Plus I didn’t say what you say I said. I said I don’t believe that the TS’s attitude doesn’t ruin her cooperation with other people. I don’t understand how anyone could get by with it. To me it seems a skewed, stressful, dishonest and childlike way to connect with another person.
You let your staff have CHAIRS?!!
I agree with the decision in regards to the chair, but am curious about the shoes. They all have to wear tennis shoes, right? What is unacceptable about his new tennis shoes? Is it aesthetic? Or an issue with the sole or something?
Fair enough.
Also fair enough.
This is fair enough, too. I have no problem with, “My office, my rules.” When Special Snowflake runs his own company, he can order any chairs he likes for it, and wear whatever he likes.
There’s a reason so many people enjoy the movie “Office Space” and Dilbert comics - there is no doubt in my mind that there are people working in offices who will get upset if one chair swivels and another doesn’t.
I don’t know if “snit” is the word, but if I found out that a co-worker had a chair that could be adjusted in height or that you could rock back and forth in (I don’t know if they make office chairs like this, but I would buy one!), I would be wondering why I have such a crappy chair. Though I probably wouldn’t say anything out loud, especially if I knew the chair was brought from home.

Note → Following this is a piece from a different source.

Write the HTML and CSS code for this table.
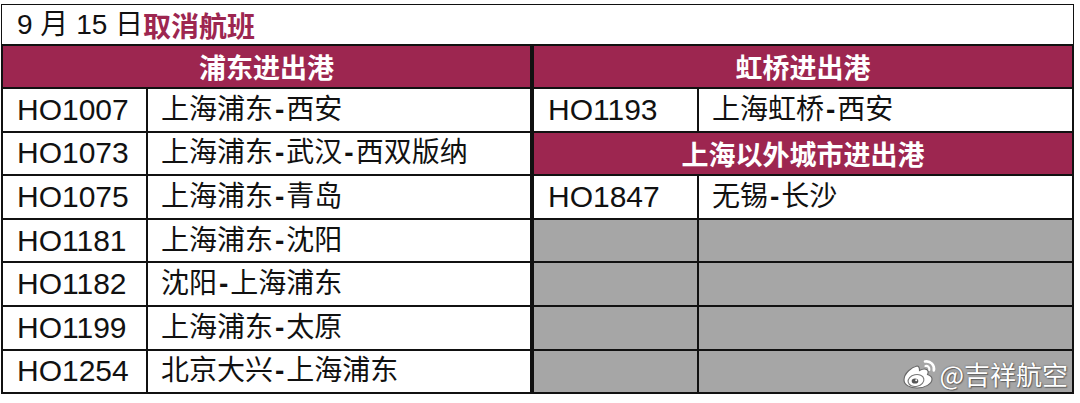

I think it kind of depends on the nature of the office. If the workers are in cubicles or closed-off offices, that’s different than if it’s an open area and you’re kind of forced to look at what the other guy has. If New Guy can roll over to the printer in his special chair while the rest of us shmoes have to actually use our feet, we might want to kill New Guy or break the chair. Or both.